As Virtual Production becomes more prevalent in the film industry, the lines between animated feature films, and live action feature films with extensive VFX are becoming blurred both in terms of tools and approach. Films like Disney’s The Jungle Book and The Lion King with VFX and Animation by MPC, and episodics like The Mandalorian, which all used Virtual Production extensively, no longer fall neatly into one category or the other.
Virtual Production is basically defined as any methodology that allows you to blend live action footage and CG in real time. CG elements are rendered with real-time camera tracking using game engines like Unity and UE4 and then live composited with other elements: plates, actor performances, etc. This blending can be visualized in different ways, sometimes through VR headsets (opens in new tab) or by displaying it on giant walls of high-res LED screens. Virtual Production allows the filmmakers to actually see what their final shots are going to look like without waiting until post-production. Because the rendering engines work in real time, the filmmakers can receive immediate feedback and adjust lighting, performances, or any of the CG components on the day and thereby get a more seamless final result.

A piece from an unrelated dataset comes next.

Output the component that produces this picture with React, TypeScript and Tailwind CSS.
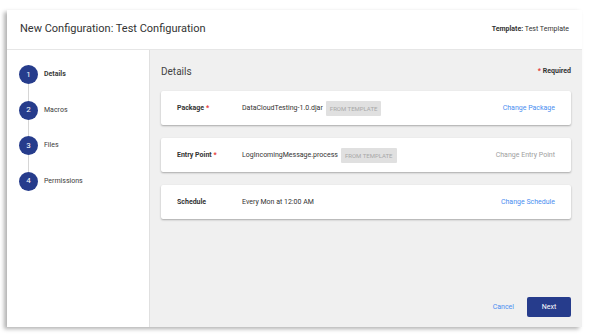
const steps = ["Details", "Macros", "Files", "Permissions"];

type Row = {
  label: string;
  required?: boolean;
  value: string;
  template?: boolean;
  action: string;
  disabled?: boolean;
};

const rows: Row[] = [
  { label: "Package", required: true, value: "DataCloudTesting-1.0.djar", template: true, action: "Change Package" },
  {
    label: "Entry Point",
    required: true,
    value: "LogIncomingMessage.process",
    template: true,
    action: "Change Entry Point",
    disabled: true,
  },
  { label: "Schedule", value: "Every Mon at 12:00 AM", action: "Change Schedule" },
];

export default function App() {
  return (
    <div className="h-[336px] w-[592px] bg-white pl-[7px] pt-[10px] font-['Roboto',sans-serif]">
      <div className="flex h-[317px] w-[575px] flex-col bg-white shadow-[-3px_2px_4px_rgba(0,0,0,0.3)]">
        <header className="flex h-[40px] shrink-0 items-center justify-between border-b border-[#e6e6e6] px-[13px]">
          <h1 className="text-[11px] text-[#333]">New Configuration: Test Configuration</h1>
          <p className="text-[7px] text-[#333]">
            <span className="font-bold">Template:</span> Test Template
          </p>
        </header>

        <div className="flex min-h-0 flex-1">
          <aside className="w-[143px] shrink-0 border-r border-[#e0e0e0] bg-white pl-[12px] pt-[15px]">
            {steps.map((s, i) => (
              <div key={s}>
                {i > 0 ? <div className="ml-[9px] h-[16.5px] w-px bg-[#d6d6d6]" /> : null}
                <div className="flex items-center gap-[6px]">
                  <div className="flex h-[19px] w-[19px] items-center justify-center rounded-full bg-[#263c8c] text-[8px] text-white">
                    {i + 1}
                  </div>
                  <span className={`text-[7px] text-[#3a3a3a] ${i === 0 ? "font-bold" : ""}`}>{s}</span>
                </div>
              </div>
            ))}
          </aside>

          <main className="flex flex-1 flex-col bg-[#f0f0f0] px-[11px] pb-[10px] pt-[14px]">
            <div className="flex items-center justify-between">
              <h2 className="text-[10px] text-[#444]">Details</h2>
              <p className="text-[7px] font-bold text-[#333]">
                <span className="text-[#e53935]">*</span> Required
              </p>
            </div>

            <div className="mt-[12px] flex flex-col gap-[13px]">
              {rows.map((r) => (
                <div
                  key={r.label}
                  className="flex h-[34px] items-center rounded-[2px] bg-white pl-[16px] pr-[16px] shadow-[0_1px_2px_rgba(0,0,0,0.3)]"
                >
                  <div className="w-[65px] text-[7px] font-bold text-[#333]">
                    {r.label}
                    {r.required ? <span className="text-[#e53935]"> *</span> : null}
                  </div>
                  <div className="flex flex-1 items-center gap-[3px] text-[7px] text-[#333]">
                    {r.value}
                    {r.template ? (
                      <span className="rounded-[1px] bg-[#e0e0e0] px-[4px] py-[3px] text-[6px] text-[#a8a8a8]">
                        FROM TEMPLATE
                      </span>
                    ) : null}
                  </div>
                  <span className={`text-[7px] ${r.disabled ? "text-[#a0a0a0]" : "text-[#4a8ef0]"}`}>{r.action}</span>
                </div>
              ))}
            </div>

            <div className="mt-auto flex items-center justify-end gap-[13px]">
              <span className="text-[7px] text-[#4a8ef0]">Cancel</span>
              <button className="h-[20px] w-[44px] rounded-[2px] bg-[#263c8c] text-[7px] text-white">Next</button>
            </div>
          </main>
        </div>
      </div>
    </div>
  );
}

With sophisticated pre-visualization elements and aggressive implementation, a production team can wrap months of principal and second unit location/stage photography with a film that is ready for screening. While there is still more ‘finish’ CG work to be done through a standard post-production workflow, the previz digital assets are providing significant visual value to the developing film. Prior to the development of Virtual Production tools, it could take months of postviz and temp work to fill in enough of the VFX to be able to screen the film. There is a common misconception that Virtual Production cuts down on the overall amount of CG work needed for a film, but in fact it just moves a lot of that work from post-production to pre-production so that by the time you get to shooting the film, a lot of the CG prep work has already been completed. This allows live action filmmakers to approach the CG work more like an animated feature. The DP can put on a VR headset and walk around the CG environment to place lights and lens the shots. Multiple department heads can meet in the VR environment to brainstorm ideas and try different setups. Actors can see the environment they are supposed to be in, and the other characters they are supposed to perform against. The filmmaking experience becomes more fluid and is less segmented into individual phases of production.
As the tools continue to improve and more and more films employ Virtual Production techniques, the more crossover we will see between animated and photoreal VFX features: crossover of artists, tools, and working methodologies. We’re at the very beginning of this evolution in the industry and it will be exciting to see what filmmakers are able to achieve with this technology.